Coast Hospital is one of only three remaining publicly-owned hospitals in all of California, the rest having been privatized as medicine and medical insurance move more and more into cash-cows for its shareholders and away from its primary mission of providing health care to all people regardless of their ability to pay.

Allen’s insistence on taking the Hospital through bankruptcy — backed by his credulous board of directors which fired former CEO Hino without even giving Hino’s practical non-bankruptcy plans a try — pretty much forecloses other options such as 1. renegotiating reduced contracts with part-time doctors who are not bringing in enough patients to justify all the hospital costs they demand (i.e., admin, nursing, malpractice insurance, and the rest of the hospital’s overhead), 2. issuing new bonds, and/or 3. going to the hospital district’s voters for an increase in the parcel tax proposal to save the popular little public hospital from becoming just another tentacle of Mendocino County's Adventist octopus.

Another sign that Allen is more interested in bankruptcy and liquidation than in recovery, is the administration’s continued failure to fix their ongoing billing problems, problems which the hospital’s accounting staff have pointed out several times. Fixing them would require that administration impose requirements on their contract doctors to make sure that all billable services are properly documented. (One problem that has been pointed out to us is when a patient is scheduled for routine or elective surgery the doctors refuse to itemize the pre-op steps and connect them to the surgery — blood tests, EKGs, x-rays, MRIs, and other tests to make sure a patient can handle the surgery — designating them as simply “pre-op” which are not billable to the insurance agency as part of the surgery itself.)

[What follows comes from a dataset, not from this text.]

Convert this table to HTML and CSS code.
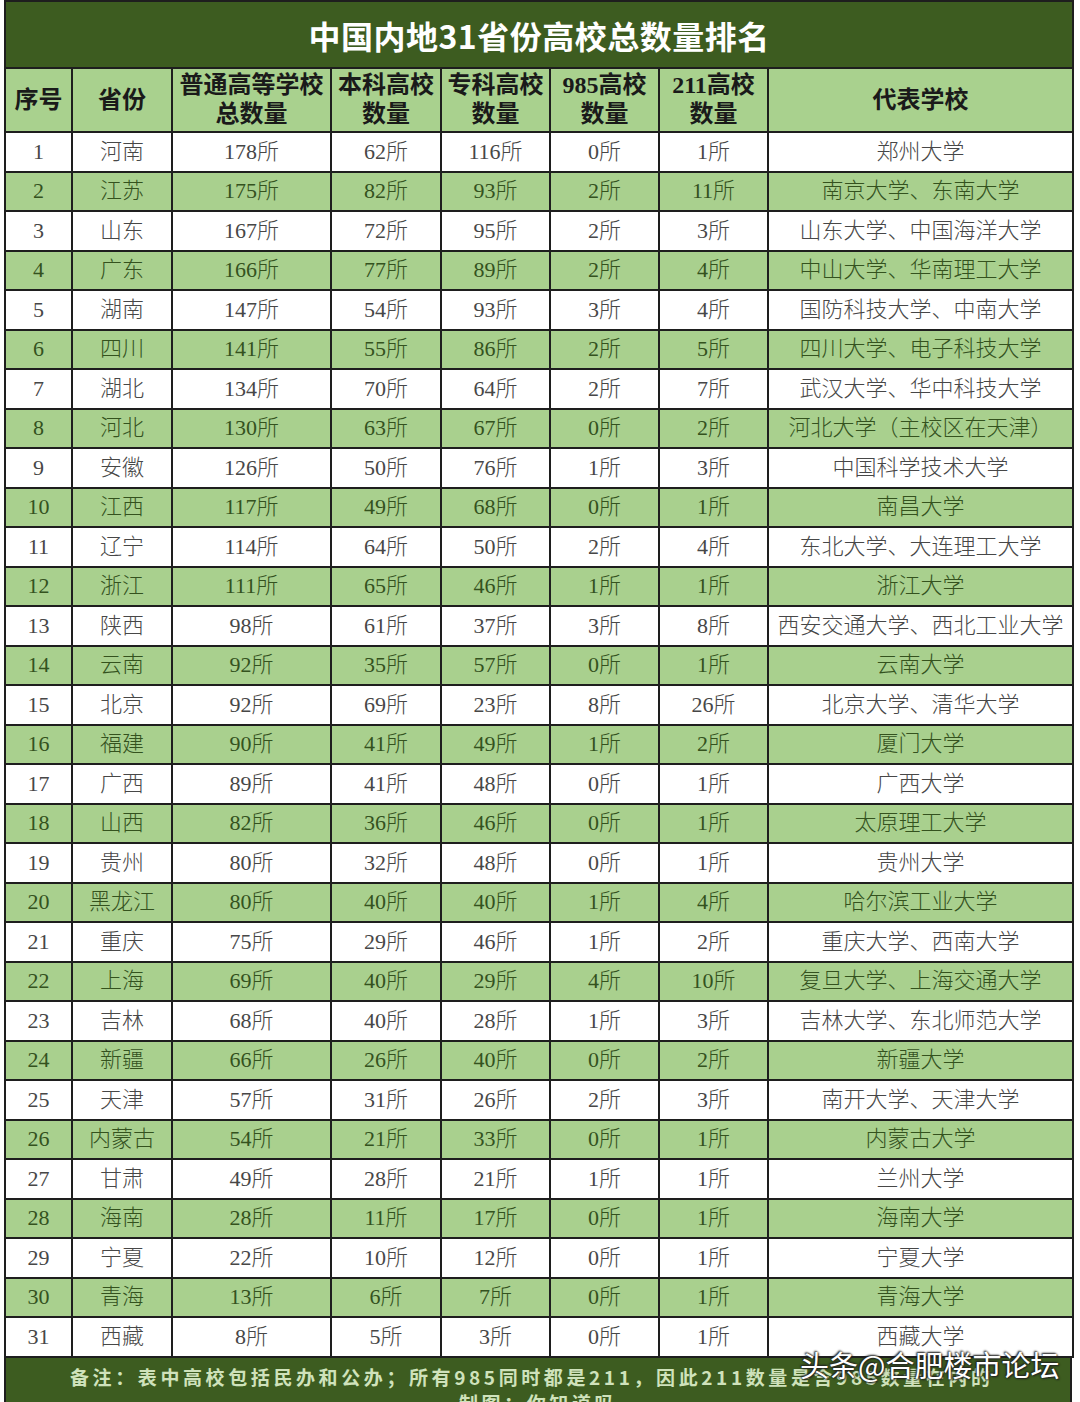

At the rate they’re going, the hospital’s core medical care functions will be strangled as experienced older staffers quit or retire, pay and benefits are cut or eliminated for everyone else, further cuts in capacity are made (there’s already talk of reducing the number of acute care beds to reduce the number of staff nurses needed), and capital equipment upgrades and acquisitions come to a halt. Once that gutting takes place, what’s left of Coast Hospital will be easy pickings for Adventist.